WHAT DOES A BEGINNING SCREENWRITER GET OUT OF IT VERSUS AN ESTABLISHED ONE?
A script constellation doesn't replace the fact that a writer has to write. It also doesn't teach writing skills. It is purely developmental work on a script. With this in mind, the method is basically appropriate for anyone who wants to check his material, whether beginner or pro. Also, script constellations are interesting for participants who don't bring along their own material. Constellations are a source of inspiration and motivation. They are a direct, experiential look into dramaturgical connections, especially useful for beginners. Some seminar leaders offer a reduced rate (approximately $80) to a limited number of participants without their own material. The 'live' experience of representing a story dynamic in good material, can be, especially for a beginning writer, very stimulating. And a real pro knows there's always room for improvement and always something new to learn.
HOW IS A SCRIPT CONSTELLATION DIFFERENT FROM THE OTHER CONSTELLATIONS AND WHY DOES IT WORK?
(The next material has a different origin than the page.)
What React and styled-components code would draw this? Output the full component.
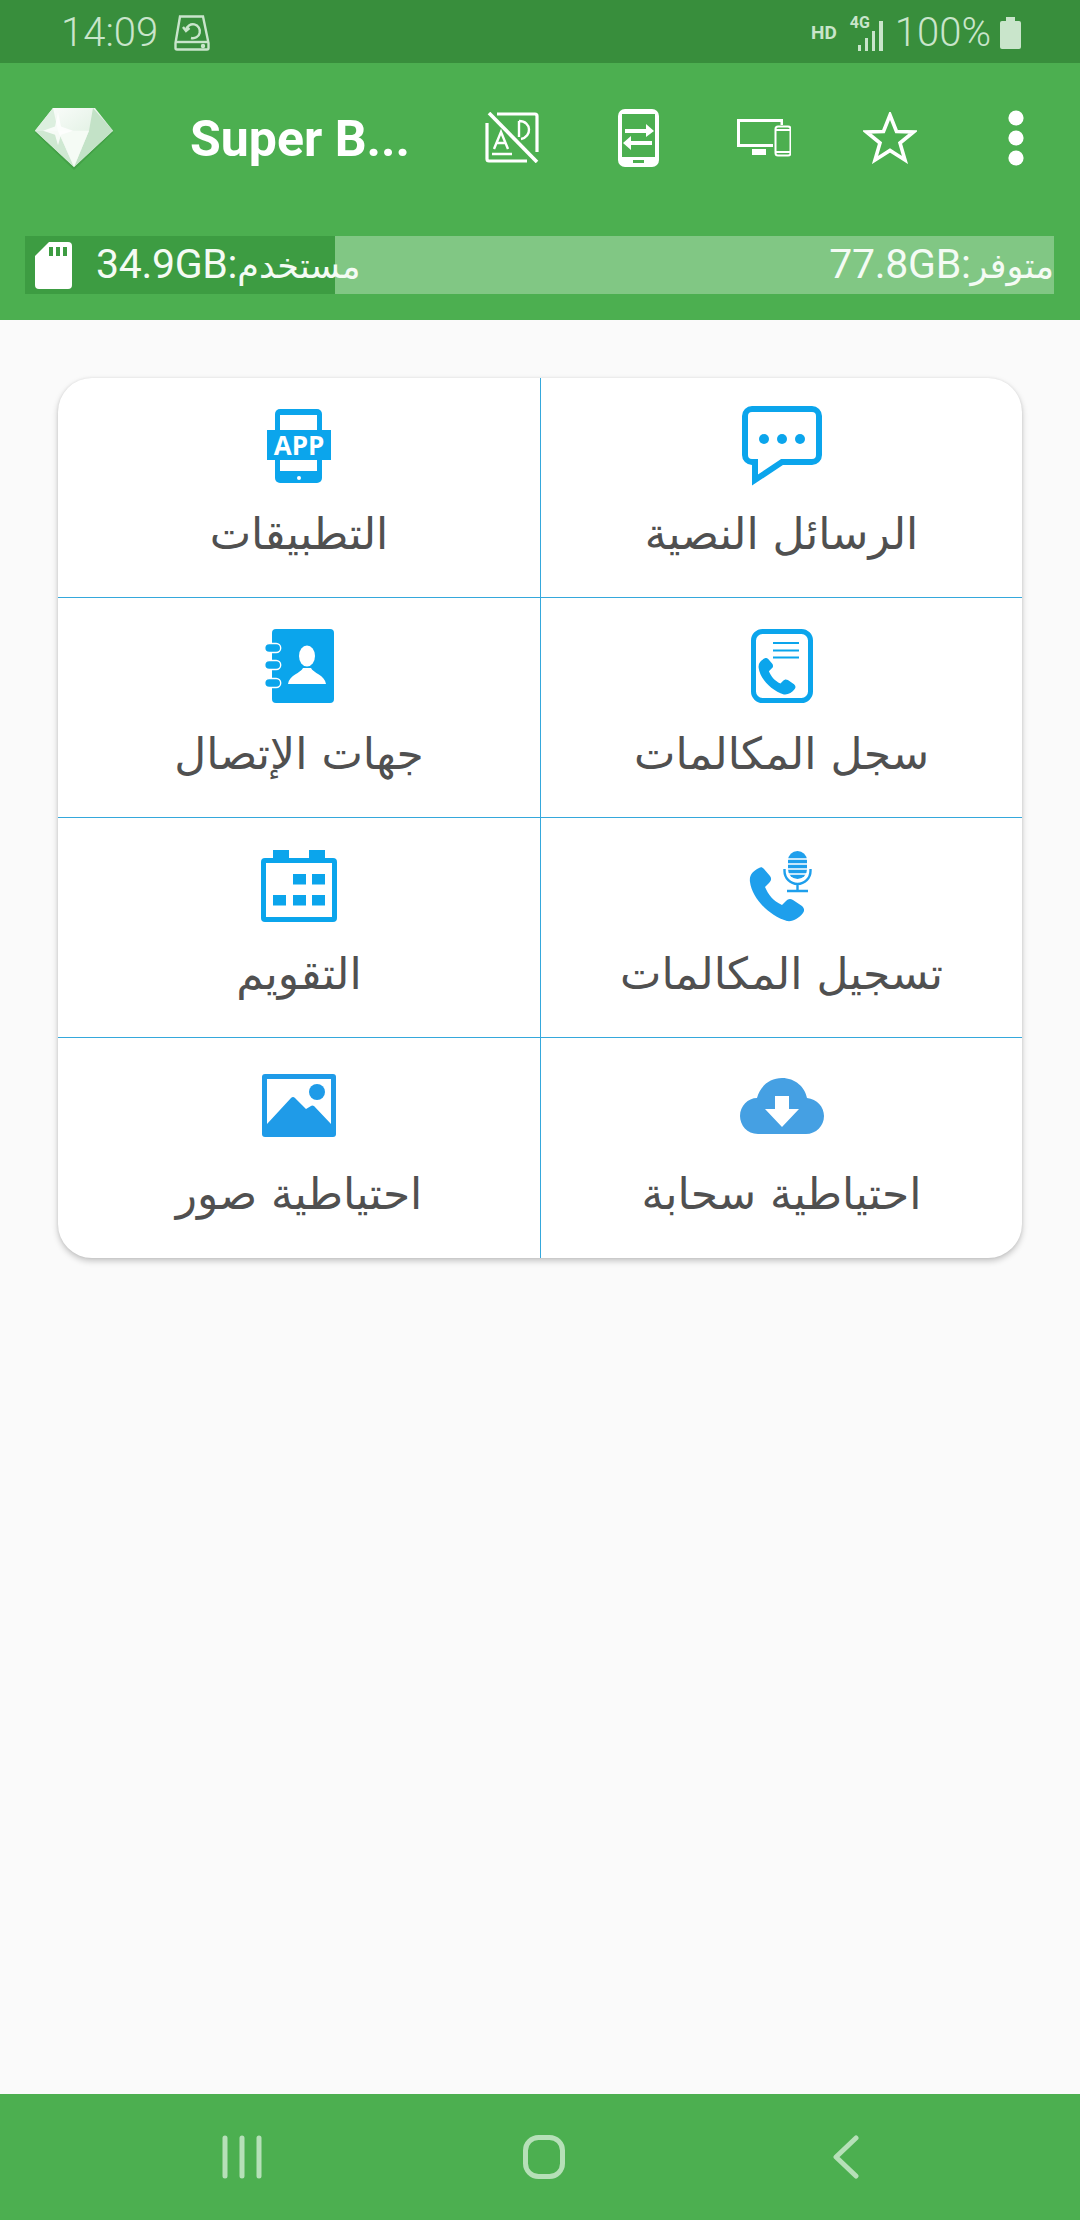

Whether it is members of a family or colleagues/customers of a company, the goal of a family constellation or an organizational constellation is for all the real people involved to come up with a satisfactory solution to their problem. By contrast, a script thrives on conflict. If we were to allow representatives to freely follow their impulses, the story's inherent conflict would disappear and with it, the tension. The art of leading a script constellation is to guide the representatives in a manner so that the tension remains or even intensifies. This requires a completely different approach than used in classic family or organizational constellations. Although the participants represent 'only' fictional characters, the physical, psychological or emotional stress for them is often considerably more intense than in a family constellation. Science is now interested in the phenomenon of the 'omniscient field' which is the basis dynamic of a constellation. This stream of information has only begun to be thoroughly researched and understood. Even though thousands of cases have empirically proved the effectiveness of constellations, we are still far from physically proving or explaining the phenomenon of this "informational flow". Until we have completely understood how constellations function, the maxim remains: the measure of truth is effectiveness.